Housing Secretary Rt Hon Robert Jenrick MP said:
“I welcome these proposals from the Law Commission which provide options to make it simpler and faster for leaseholders to buy their freehold or extend their lease.
“I will consider the proposals outlined in this report carefully and set out our preferred way forward in due course.
“We have already committed to addressing the abuses of leasehold seen in recent years, by reducing ground rents to a peppercorn level and limiting new leasehold to apartments, save in the most exceptional circumstances. The Competition and Markets Authority is examining the alleged misselling of leasehold properties and I will also await their findings with interest.”
What are your thought on the leasehold proposals?


















2 responses
The recommendations in the report are incredibly underwhelming.
The document repeatedly defends the freeholders’ human right to own and profit from someone else’s property via the leasehold system, which is absolutely crushing.
Rather than recognise leasehold as an exploitative feudal anachronism, the Law Commission seems intent to defend the principles of the system, rejecting many options for reform that would make enfranchisement genuinely cheaper, simpler and fairer.

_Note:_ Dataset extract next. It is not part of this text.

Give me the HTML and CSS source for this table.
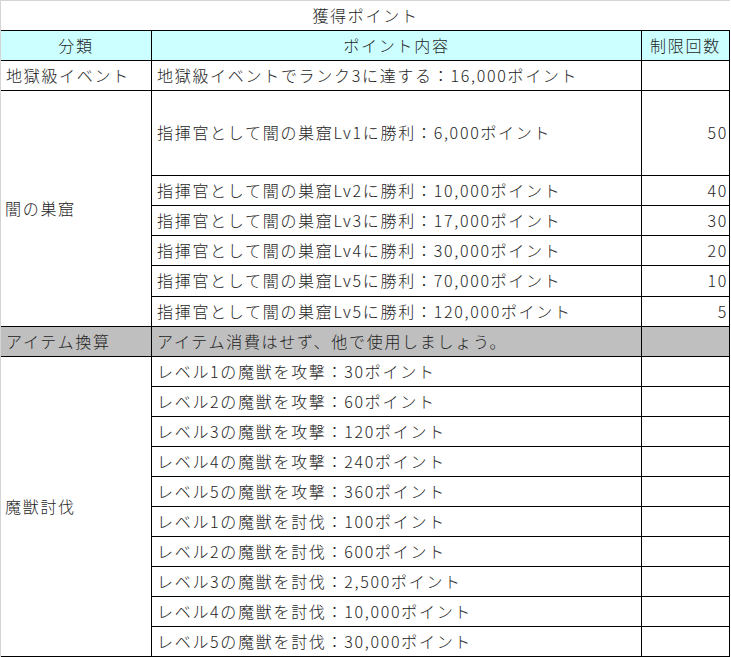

For example, the option to calculate the cost of enfranchisement by a simple multiplication of the current ground rent was dismissed by the Law Commission as it would contravene human rights legislation”
Leasehold is scarcely ‘feudal’ but rather it’s an established way of purchasing.
A better question is why so few solicitors seem to give purchaser clients proper advice prior to buying a leasehold property of any type.